The Fort Collins Microgrid in Colorado is part of a larger project known as the Fort Collins Zero Energy District (FortZED), where the district plans to create as much thermal and electrical energy locally as it uses.
The main goals are to develop and demonstrate a coordinated and integrated system of mixed distributed resources for the City of Fort Collins, reduce peak loads by 20%-30% on two distribution feeders, increase the penetration of renewables, and deliver improved efficiency and reliability to the grid and resource asset owners.
The microgrid project involves multiple customers including the New Belgium Brewery, InteGrid laboratory, City of Fort Collins facilities, Larimer County facilities, and Colorado State University main campus facilities as well as a variety of distributed energy generation technologies. It has received $6.3 million in funding from the U.S. Department of Energy and $4.7 million from the various industry partners, including Eaton, Advanced Energy, and Brendle.
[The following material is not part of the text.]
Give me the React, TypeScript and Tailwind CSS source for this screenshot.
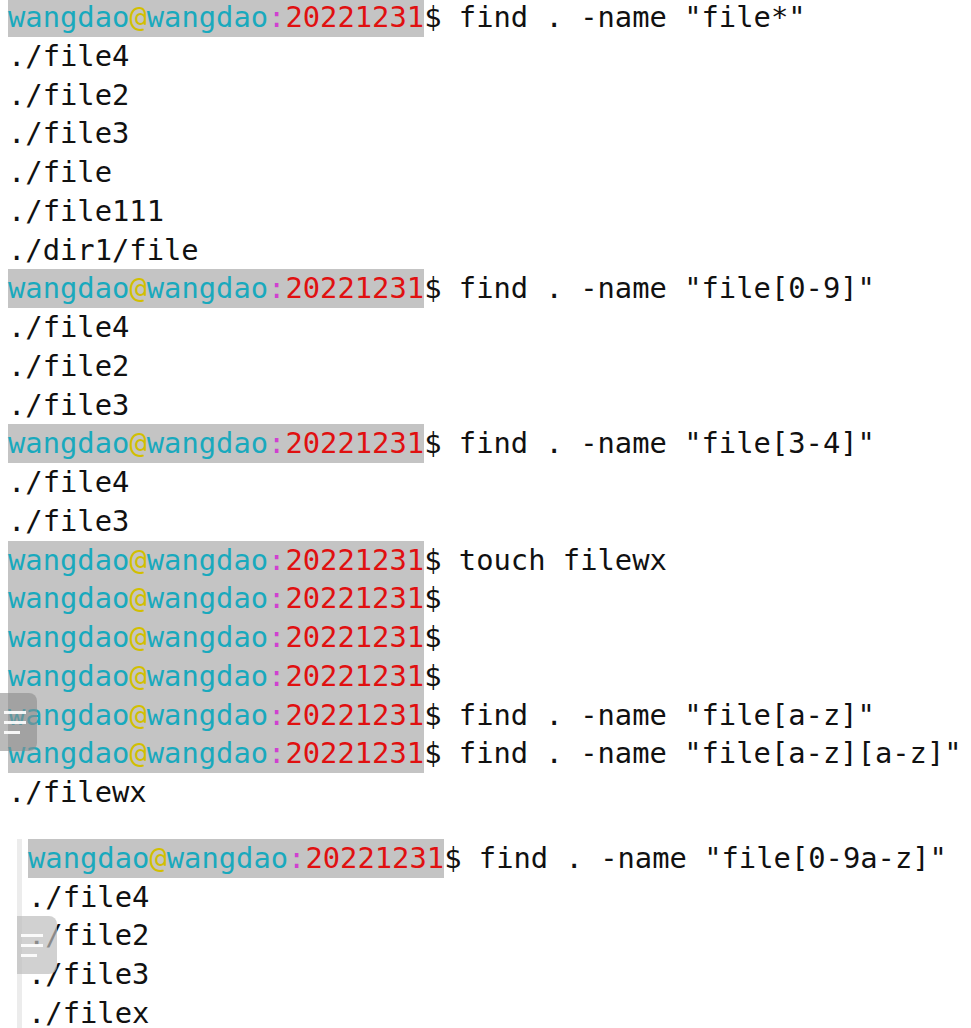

Technologies in the project include solar PV, CHP, microturbines, fuel cells, plug-in hybrid electric vehicles, thermal storage, load shedding, and demand side management. The combined distributed generation and load shedding capabilities is 5 MW spread across five customer locations. The larger FortZED project represents about 10-15% of Fort Collins Utilities’ entire distribution system, with a peak load of 45.6 MW across 7,257 customers. There will be a total of 345 kW of solar PV, as well as 700 kW of combined heat and power, 60 kW of microturbines, and 5 kW of fuel cells. The brewery in particular can produce over half of the power it consumes, when its own distributed generation facilities (790 kW biogas power, 200 kW solar PV) are running at peak power. Additionally, the various facilities have diesel-based backup generators totaling 2,720 kW in capacity, which are typically used for emergency power.
Demand response will occur through various heating, cooling, and ventilation rescheduling using existing Johnson Controls and Trane building automation systems.
Overall, the project is considered to be very innovative for a small municipally-owned utility and will offer interesting lessons for other milligrids under development.